The Hidden Topography of AI Training: How Optimization Algorithms Shape Neural Network Generalization
In the quest to build more capable and reliable artificial intelligence systems, researchers have long focused on architecture design, dataset quality, and training techniques. However, a groundbreaking study published on arXiv reveals a previously underappreciated factor that may be just as crucial: the very path an optimizer takes through the complex mathematical terrain of neural network training.
Researchers investigating neural network optimization strategies have discovered that the choice of training algorithm doesn't merely affect how quickly a model converges—it fundamentally alters the nature of the solutions found and their ability to generalize to new data. The study, titled "Neural network optimization strategies and the topography of the loss landscape," provides compelling evidence that different optimizers explore entirely different regions of the parameter space, with significant consequences for model robustness and transferability.
Mapping the Invisible Terrain of Neural Networks
Neural networks are trained by adjusting millions or even billions of parameters to minimize a "loss" function—a mathematical measure of how wrong the network's predictions are. This optimization occurs on what researchers call a "loss landscape," a high-dimensional mathematical surface where low points represent good solutions. The challenge is that this landscape is notoriously non-convex, filled with hills, valleys, plateaus, and deceptive pathways that can trap optimization algorithms in suboptimal solutions.
The research team, whose work appears as arXiv:2602.21276, employed sophisticated computational tools to map this invisible terrain. They used kernel Principal Component Analysis to visualize high-dimensional parameter spaces and developed a novel algorithm called FourierPathFinder specifically designed to find low-height paths between different solutions on loss landscapes.
"What's remarkable," the researchers note, "is that the topography itself isn't fixed—it's shaped by how we explore it. Different optimizers don't just find different points in the same landscape; they effectively encounter different landscapes altogether."
The Great Divergence: SGD vs.

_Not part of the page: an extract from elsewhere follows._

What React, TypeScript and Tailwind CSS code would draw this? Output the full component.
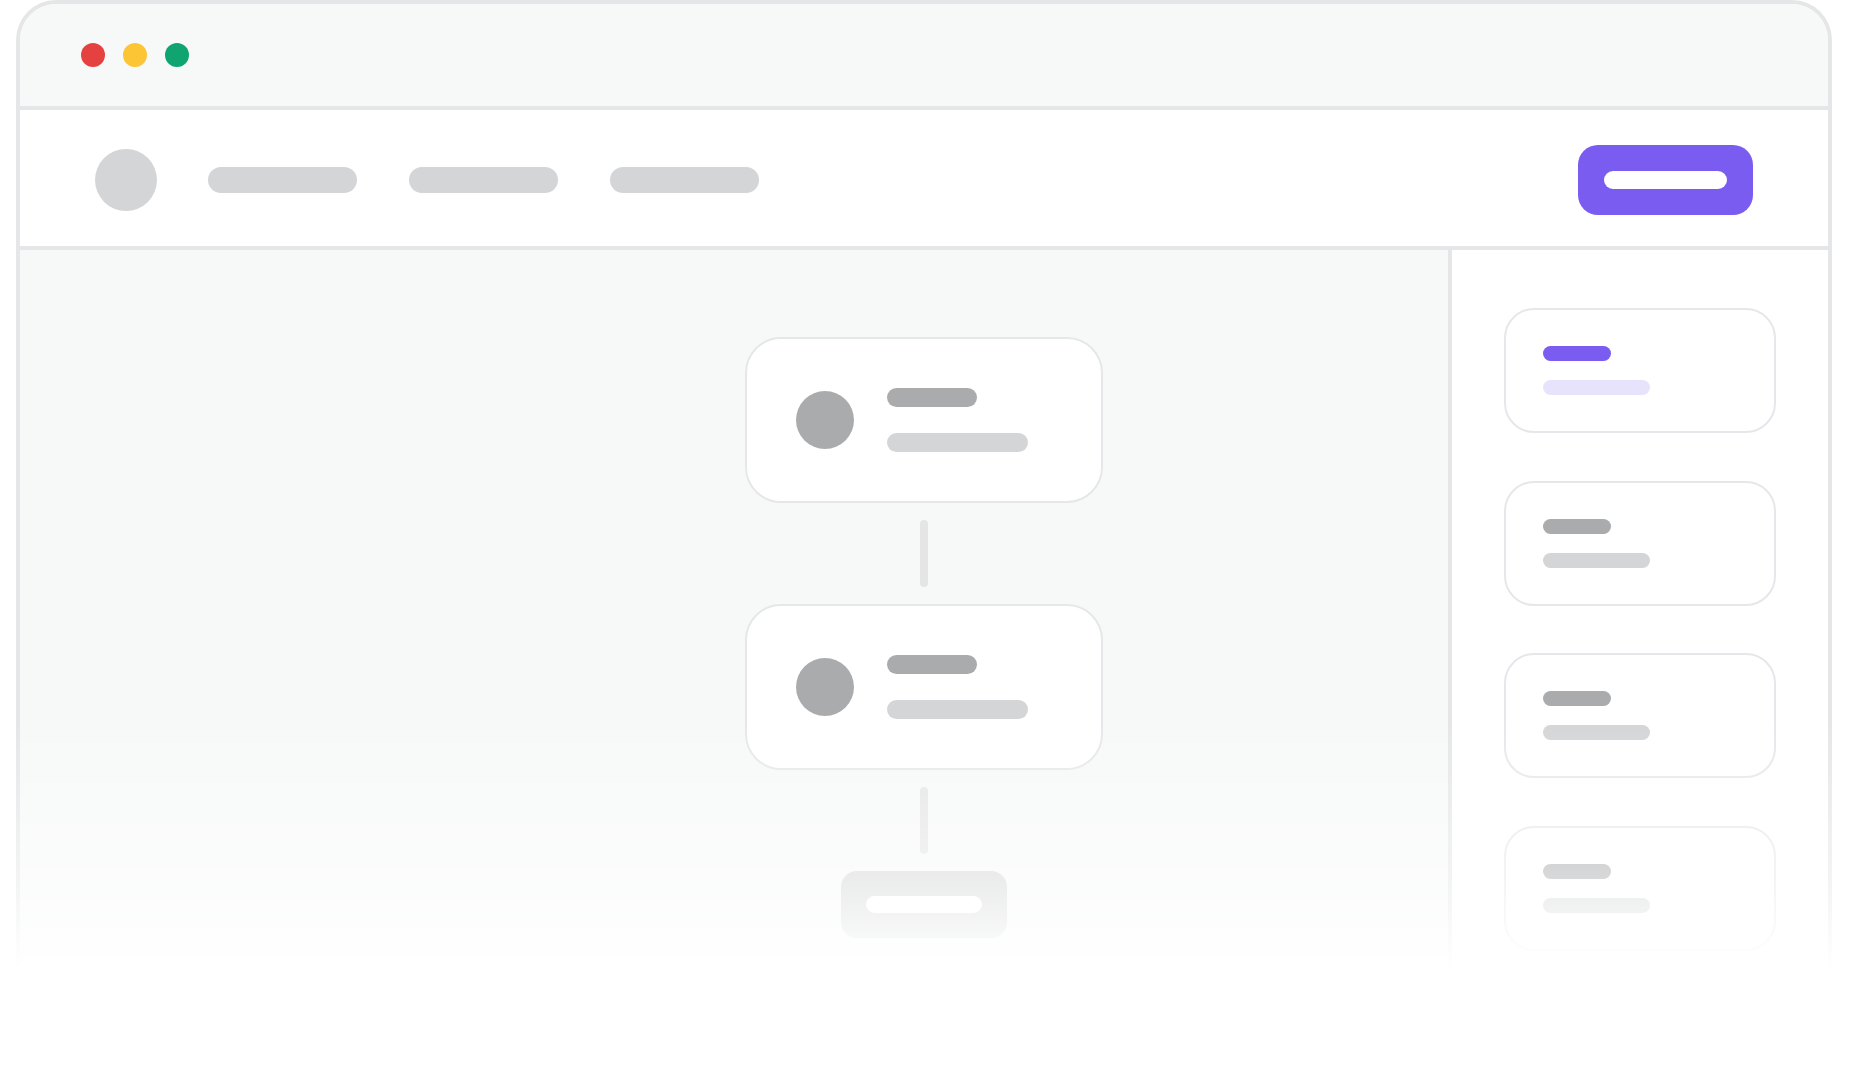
import React from "react";

const NAV_ITEMS = ["a", "b", "c"];

function Dots() {
  return (
    <div className="flex items-center gap-[18px]">
      <span className="h-6 w-6 rounded-full bg-[#e54141]" />
      <span className="h-6 w-6 rounded-full bg-[#fcc535]" />
      <span className="h-6 w-6 rounded-full bg-[#10a570]" />
    </div>
  );
}

function FlowCard() {
  return (
    <div className="flex h-[166px] w-[358px] items-center gap-[33px] rounded-[36px] border-2 border-[#e6e7ea] bg-white pl-[49px]">
      <span className="h-[58px] w-[58px] rounded-full bg-[#aaabad]" />
      <div className="flex flex-col gap-[26px]">
        <span className="h-[19px] w-[90px] rounded-full bg-[#aaabad]" />
        <span className="h-[19px] w-[141px] rounded-full bg-[#d4d5d7]" />
      </div>
    </div>
  );
}

function Connector() {
  return <span className="my-[17px] h-[67px] w-2 rounded-full bg-[#e5e5e6]" />;
}

function SideCard({ active = false }: { active?: boolean }) {
  return (
    <div className="flex h-[125px] flex-col gap-[19px] rounded-[30px] border-2 border-[#e6e7eb] bg-white pl-[37px] pt-[36px]">
      <span className={`h-[15px] w-[68px] rounded-full ${active ? "bg-[#7a5cf0]" : "bg-[#aaabad]"}`} />
      <span className={`h-[15px] w-[107px] rounded-full ${active ? "bg-[#e8e3fd]" : "bg-[#d4d5d7]"}`} />
    </div>
  );
}

export default function App() {
  return (
    <div className="relative h-[1080px] w-full overflow-hidden bg-white pl-4 pr-[17px]">
      <div className="flex h-full flex-col overflow-hidden rounded-t-[40px] border-4 border-b-0 border-[#e5e6e8]">
        {/* title bar */}
        <div className="flex h-[106px] shrink-0 items-center border-b-4 border-[#e5e6e8] bg-[#f7f8f8] pl-[61px]">
          <Dots />
        </div>

        {/* app header */}
        <div className="flex h-[140px] shrink-0 items-center border-b-4 border-[#e5e6e8] bg-white pl-[75px] pr-[75px] pt-1">
          <span className="h-[62px] w-[62px] rounded-full bg-[#d4d5d7]" />
          <div className="ml-[51px] flex gap-[52px]">
            {NAV_ITEMS.map((k) => (
              <span key={k} className="h-[26px] w-[149px] rounded-full bg-[#d4d5d7]" />
            ))}
          </div>
          <div className="ml-auto flex h-[70px] w-[175px] items-center justify-center rounded-[20px] bg-[#7a5cf0]">
            <span className="h-[18px] w-[123px] rounded-full bg-white" />
          </div>
        </div>

        {/* body */}
        <div className="flex min-h-0 flex-1">
          <div className="flex flex-1 flex-col items-center bg-[#f7f8f8] pl-[380px] pt-[87px]">
            <FlowCard />
            <Connector />
            <FlowCard />
            <Connector />
            <div className="flex h-[67px] w-[166px] items-center justify-center rounded-[16px] bg-[#d4d5d7]">
              <span className="h-[17px] w-[116px] rounded-full bg-white" />
            </div>
          </div>
          <aside className="flex w-[380px] shrink-0 flex-col gap-[47.5px] border-l-4 border-[#e5e6e8] bg-white px-[52px] pt-[58px]">
            <SideCard active />
            <SideCard />
            <SideCard />
            <SideCard />
          </aside>
        </div>
      </div>

      {/* bottom fade */}
      <div className="pointer-events-none absolute inset-x-0 bottom-0 top-[720px] bg-[linear-gradient(to_bottom,rgba(255,255,255,0)_0px,rgba(255,255,255,0.55)_160px,#ffffff_250px)]" />
    </div>
  );
}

Quasi-Newton Optimization
The study provides the most detailed comparison to date between two fundamentally different approaches to neural network optimization: stochastic gradient descent (SGD) and quasi-Newton methods.
Stochastic Gradient Descent, the workhorse of modern deep learning, takes many small, noisy steps based on random subsets of training data. It's computationally efficient and scales well to massive datasets, but its stochastic nature means it never follows exactly the same path twice.
Quasi-Newton methods, by contrast, use curvature information to determine step direction and employ sophisticated line search techniques like Golden Section Search to choose optimal step sizes. These methods are more deterministic and mathematically elegant but computationally heavier.
The findings reveal a striking divergence:
SGD solutions tend to occupy "smooth basins of attraction"—broad, gently sloping regions of the loss landscape separated by relatively low barriers. These solutions, while perhaps not the absolute lowest points mathematically, demonstrate better generalization to unseen test data.
Quasi-Newton solutions find deeper, more isolated minima that are more spread out in parameter space. When allowed to train extensively, these methods can achieve remarkably low training loss—but at a cost. These deeper minima often correspond to solutions that "overfit" to training data, performing poorly on test data.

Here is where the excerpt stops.